(Items listed in a dataset)

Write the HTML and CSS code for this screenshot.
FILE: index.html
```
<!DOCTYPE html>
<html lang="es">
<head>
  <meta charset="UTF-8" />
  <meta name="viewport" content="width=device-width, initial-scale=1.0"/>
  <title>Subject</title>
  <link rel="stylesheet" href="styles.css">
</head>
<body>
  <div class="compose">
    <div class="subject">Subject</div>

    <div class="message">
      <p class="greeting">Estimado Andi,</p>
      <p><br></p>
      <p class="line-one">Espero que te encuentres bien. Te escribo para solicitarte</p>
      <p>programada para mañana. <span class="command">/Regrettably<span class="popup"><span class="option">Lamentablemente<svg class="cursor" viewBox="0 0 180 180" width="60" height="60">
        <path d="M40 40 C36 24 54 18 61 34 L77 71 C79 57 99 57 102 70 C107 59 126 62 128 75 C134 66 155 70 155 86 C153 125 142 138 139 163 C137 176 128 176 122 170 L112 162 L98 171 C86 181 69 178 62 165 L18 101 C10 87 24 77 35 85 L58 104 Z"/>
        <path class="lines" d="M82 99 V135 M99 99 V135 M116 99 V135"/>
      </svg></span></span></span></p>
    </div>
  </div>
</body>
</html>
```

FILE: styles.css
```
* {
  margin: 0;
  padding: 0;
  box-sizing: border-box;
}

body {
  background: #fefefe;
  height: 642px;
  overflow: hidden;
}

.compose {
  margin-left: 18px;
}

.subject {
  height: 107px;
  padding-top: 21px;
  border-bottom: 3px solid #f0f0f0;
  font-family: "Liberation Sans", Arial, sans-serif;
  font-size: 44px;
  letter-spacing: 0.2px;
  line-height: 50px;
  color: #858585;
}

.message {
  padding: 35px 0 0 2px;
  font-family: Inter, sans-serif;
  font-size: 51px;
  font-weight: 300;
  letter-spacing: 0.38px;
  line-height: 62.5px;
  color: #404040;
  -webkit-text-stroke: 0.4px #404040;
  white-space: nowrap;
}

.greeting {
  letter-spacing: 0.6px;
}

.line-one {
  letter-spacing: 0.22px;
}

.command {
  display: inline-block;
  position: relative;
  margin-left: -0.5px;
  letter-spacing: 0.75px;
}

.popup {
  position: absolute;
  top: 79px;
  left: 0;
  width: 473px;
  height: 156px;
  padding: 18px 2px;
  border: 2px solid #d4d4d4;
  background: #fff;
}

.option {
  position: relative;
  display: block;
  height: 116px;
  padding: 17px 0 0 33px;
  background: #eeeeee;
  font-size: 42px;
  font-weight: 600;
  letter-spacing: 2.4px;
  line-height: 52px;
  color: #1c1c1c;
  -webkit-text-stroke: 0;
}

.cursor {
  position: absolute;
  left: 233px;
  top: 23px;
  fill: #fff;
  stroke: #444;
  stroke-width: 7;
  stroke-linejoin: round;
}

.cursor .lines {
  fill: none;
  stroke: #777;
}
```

--

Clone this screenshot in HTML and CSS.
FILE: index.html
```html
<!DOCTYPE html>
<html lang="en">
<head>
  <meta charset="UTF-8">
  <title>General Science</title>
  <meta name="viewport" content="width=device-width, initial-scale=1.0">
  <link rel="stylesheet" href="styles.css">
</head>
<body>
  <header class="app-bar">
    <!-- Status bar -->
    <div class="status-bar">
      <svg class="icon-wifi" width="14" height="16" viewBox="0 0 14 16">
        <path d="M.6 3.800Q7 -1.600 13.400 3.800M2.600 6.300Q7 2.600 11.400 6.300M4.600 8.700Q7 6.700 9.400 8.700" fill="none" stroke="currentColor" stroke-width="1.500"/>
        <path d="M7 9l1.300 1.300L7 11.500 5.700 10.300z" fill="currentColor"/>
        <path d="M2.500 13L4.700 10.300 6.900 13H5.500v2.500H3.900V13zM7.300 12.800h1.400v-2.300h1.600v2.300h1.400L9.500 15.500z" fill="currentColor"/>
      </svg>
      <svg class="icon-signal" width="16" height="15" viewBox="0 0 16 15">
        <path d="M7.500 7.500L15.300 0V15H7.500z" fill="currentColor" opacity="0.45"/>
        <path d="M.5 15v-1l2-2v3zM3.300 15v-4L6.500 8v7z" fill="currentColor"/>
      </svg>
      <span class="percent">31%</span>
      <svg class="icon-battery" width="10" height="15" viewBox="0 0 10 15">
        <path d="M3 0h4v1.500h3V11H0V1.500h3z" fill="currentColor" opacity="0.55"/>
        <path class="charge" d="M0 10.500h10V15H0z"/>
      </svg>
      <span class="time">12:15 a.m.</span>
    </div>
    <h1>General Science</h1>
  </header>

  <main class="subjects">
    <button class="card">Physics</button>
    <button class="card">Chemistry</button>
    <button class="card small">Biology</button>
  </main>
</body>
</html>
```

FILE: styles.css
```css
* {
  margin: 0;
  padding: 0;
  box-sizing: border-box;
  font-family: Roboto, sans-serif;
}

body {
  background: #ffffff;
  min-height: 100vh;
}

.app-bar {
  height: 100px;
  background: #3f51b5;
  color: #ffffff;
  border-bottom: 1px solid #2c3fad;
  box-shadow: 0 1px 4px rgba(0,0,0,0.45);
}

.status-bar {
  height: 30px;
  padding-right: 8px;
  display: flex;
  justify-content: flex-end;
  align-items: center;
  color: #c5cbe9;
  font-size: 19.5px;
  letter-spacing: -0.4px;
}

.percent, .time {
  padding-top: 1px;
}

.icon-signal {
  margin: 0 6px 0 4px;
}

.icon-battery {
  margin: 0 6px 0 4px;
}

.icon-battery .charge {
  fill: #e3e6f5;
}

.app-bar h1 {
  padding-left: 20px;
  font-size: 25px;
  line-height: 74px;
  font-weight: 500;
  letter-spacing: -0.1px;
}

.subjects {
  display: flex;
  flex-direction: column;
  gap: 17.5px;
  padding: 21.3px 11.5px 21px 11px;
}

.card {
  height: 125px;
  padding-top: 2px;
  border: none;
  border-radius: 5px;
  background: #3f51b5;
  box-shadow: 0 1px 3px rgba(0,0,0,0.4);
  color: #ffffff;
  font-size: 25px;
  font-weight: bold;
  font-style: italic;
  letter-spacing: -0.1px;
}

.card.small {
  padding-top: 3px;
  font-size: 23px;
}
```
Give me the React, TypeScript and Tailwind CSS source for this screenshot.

Challenge
List all lines from the entries that include the word "this".

Output
Write the HTML and CSS code for this screenshot.
Clone this screenshot in HTML and CSS.
Give me the React, TypeScript and Tailwind CSS source for this screenshot.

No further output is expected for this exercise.